- Theatrical release poster
- Italian: Il colibrì
- Directed by: Francesca Archibugi
- Screenplay by: Francesca Archibugi; Laura Paolucci; Francesco Piccolo;
- Based on: The Hummingbird by Sandro Veronesi
- Produced by: Domenico Procacci; Anne-Dominique Toussaint;
- Starring: Pierfrancesco Favino; Kasia Smutniak; Bérénice Bejo; Nanni Moretti; Laura Morante;
- Cinematography: Luca Bigazzi
- Edited by: Esemeralda Calabria
- Music by: Battista Lena
- Production companies: Fandango; Rai Cinema;
- Distributed by: 01 Distribution
- Release dates: 13 October 2022 (Rome); 14 October 2022 (Italy);
- Running time: 126 minutes
- Country: Italy
- Language: Italian
- Box office: $3.1 million

= The Hummingbird (2022 film) =

2022 Italian drama film

The Hummingbird (Il colibrì) is a 2022 Italian drama film directed by Francesca Archibugi, who also co-wrote the screenplay.

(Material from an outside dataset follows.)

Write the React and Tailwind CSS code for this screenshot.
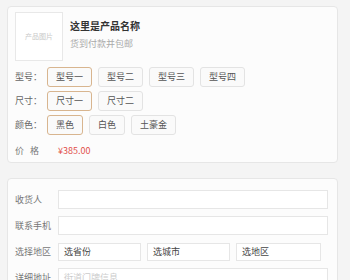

The film is an adaptation of the 2019 novel of the same name by Sandro Veronesi. It premiered at the 17th Rome Film Festival on 13 October 2022. It was theatrically released in Italy the following day.

==Reception==
On Rotten Tomatoes, the film has a 71% approval rating based on 7 reviews, and an average rating of 6.5/10.